Toutes ces entreprises doivent avoir leur siège social en France.

Le paragraphe III reprend pour partie les dispositions de l'article L. 439-1 relative à l'inclusion dans le comité de groupe d'une entreprise à la demande du comité d'entreprise d'une entreprise sur laquelle s'exerce une influence dominante. La procédure de demande, ainsi que celle de retrait en cas de cessation des relations restent les mêmes qu'aujourd'hui, si ce n'est que le chef d'entreprise sollicité « fait droit » à la demande dans un délai de trois mois alors qu'actuellement il doit motiver sa décision et ne peut rejeter la demande lorsque l'appartenance à un même ensemble économique a créé des liens complexes que l'article énumère (administrateurs communs, comptes consolidés, etc.).

Si les relations de dépendance apparaissent alors que le comité de groupe est déjà constitué, l'inclusion des nouveaux représentants des salariés se fait à l'occasion du renouvellement de celui-ci.

Le paragraphe IV, qui prévoit la compétence du tribunal de grande instance du siège de l'entreprise dominante en cas de litige, est la reprise à l'identique d'une disposition de l'article L. 439-1.

Le paragraphe V exclut du dispositif, en ne les considérant pas comme dominantes, les entreprises intervenant au titre de sociétés d'assurance ou d'établissement de crédit ou au titre d'opérations de participation financière (points a et c du paragraphe 5 de l'article 3 du règlement CEE n° 4064/89 du conseil du 21 décembre 1989). Cette exclusion est justifiée par le caractère purement financier des relations entre ces entreprises et les entreprises « contrôlées ».

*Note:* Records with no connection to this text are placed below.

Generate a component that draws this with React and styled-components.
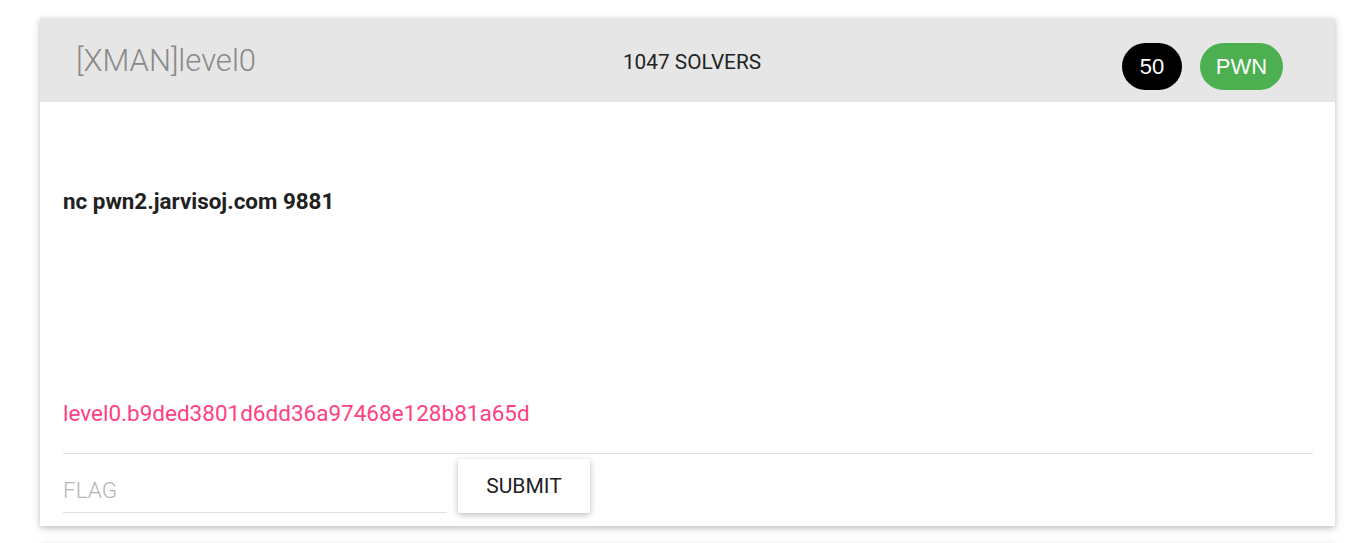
import React, { useState } from 'react';
import styled, { createGlobalStyle } from 'styled-components';

const GlobalStyle = createGlobalStyle`
  html, body {
    margin: 0;
    padding: 0;
    background: #ffffff;
    font-family: Roboto, "Liberation Sans", Arial, sans-serif;
  }
`;

const Page = styled.div`
  width: 1352px;
  height: 543px;
  overflow: hidden;
  padding: 0 17px 0 40px;
  box-sizing: border-box;
  display: flex;
  flex-direction: column;
  gap: 18px;
`;

const Card = styled.div`
  background: #fff;
  box-shadow: 0 2px 5px rgba(0, 0, 0, 0.16), 0 2px 10px rgba(0, 0, 0, 0.12);
  flex-shrink: 0;
  height: ${props => props.stub ? '0' : 'auto'};
`;

const CardHeader = styled.div`
  background: #e6e6e6;
  height: 84px;
  display: grid;
  grid-template-columns: 1fr auto 1fr;
  align-items: center;
  padding: 0 27px 0 36px;
`;

const Title = styled.h2`
  margin: 0;
  font-size: 31px;
  font-weight: 300;
  color: #8a8a8a;
`;

const Solvers = styled.div`
  font-size: 20.8px;
  color: #222;
  text-transform: uppercase;
  position: relative;
  top: 2px;
`;

const Badges = styled.div`
  display: flex;
  justify-content: flex-end;
  gap: 18px;
  padding: 13px 25px 0 0;
`;

const Badge = styled.span`
  display: inline-flex;
  align-items: center;
  justify-content: center;
  height: 47px;
  min-width: ${props => props.wide ? '83px' : '60px'};
  border-radius: 24px;
  background: ${props => props.color};
  color: #fff;
  font-family: "Liberation Sans", Arial, sans-serif;
  font-size: 22px;
  box-sizing: border-box;
`;

const CardBody = styled.div`
  padding: 86px 22px 13px 23px;
`;

const Description = styled.p`
  margin: 0;
  font-size: 22.4px;
  line-height: 26px;
  font-weight: 700;
  color: #212121;
  height: 212px;
`;

const Hint = styled.div`
  font-size: 22.5px;
  line-height: 26px;
  color: #ff4081;
  padding-bottom: 27px;
  border-bottom: 1px solid #e0e0e0;
`;

const FlagForm = styled.form`
  display: flex;
  align-items: flex-start;
  gap: 11px;
  padding-top: 5px;
`;

const FlagInput = styled.input`
  width: 384px;
  height: 54px;
  border: none;
  border-bottom: 1px solid #e0e0e0;
  outline: none;
  padding: 8px 0 0;
  box-sizing: border-box;
  font-family: Roboto, "Liberation Sans", Arial, sans-serif;
  font-size: 22.5px;
  color: #222;
  background: transparent;

  &::placeholder {
    color: #b5b5b5;
    font-weight: 300;
  }
`;

const SubmitButton = styled.button`
  width: 132px;
  height: 54px;
  border: none;
  border-radius: 2px;
  background: #fff;
  box-shadow: 0 2px 5px rgba(0, 0, 0, 0.16), 0 2px 10px rgba(0, 0, 0, 0.12);
  font-family: Roboto, "Liberation Sans", Arial, sans-serif;
  font-size: 21px;
  color: #222;
  text-transform: uppercase;
  cursor: pointer;
  padding: 0;
`;

const App = () => {
  const [flag, setFlag] = useState('');

  return (
    <>
      <GlobalStyle />
      <Page>
        <Card stub />
        <Card>
          <CardHeader>
            <Title>[XMAN]level0</Title>
            <Solvers>1047 Solvers</Solvers>
            <Badges>
              <Badge color="#000">50</Badge>
              <Badge color="#4caf50" wide>PWN</Badge>
            </Badges>
          </CardHeader>
          <CardBody>
            <Description>nc pwn2.jarvisoj.com 9881</Description>
            <Hint>level0.b9ded3801d6dd36a97468e128b81a65d</Hint>
            <FlagForm onSubmit={e => e.preventDefault()}>
              <FlagInput
                placeholder="FLAG"
                value={flag}
                onChange={e => setFlag(e.target.value)}
              />
              <SubmitButton type="submit">Submit</SubmitButton>
            </FlagForm>
          </CardBody>
        </Card>
        <Card>
          <CardHeader />
        </Card>
      </Page>
    </>
  );
};

export default App;
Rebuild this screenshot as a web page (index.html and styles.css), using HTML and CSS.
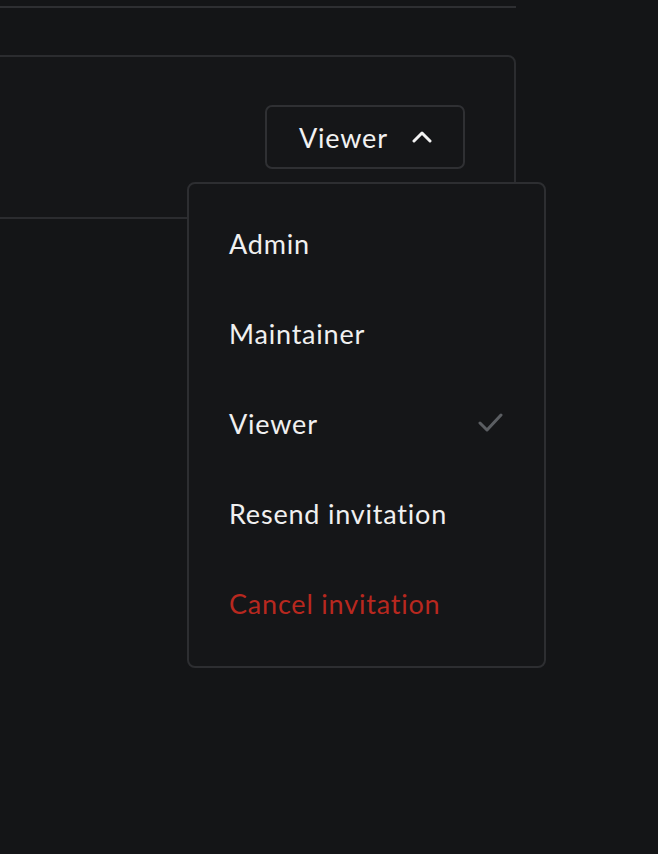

L'ensemble de cet article, reprise harmonisée avec la directive de l'actuel article L. 439-1, adopté sans amendement par l'Assemblée nationale malgré un long débat portant sur la réécriture alinéa par alinéa de l'article, n'appelle pas de remarques particulières de la part de votre commission. Aussi, vous propose-t-elle de l'adopter sans modification.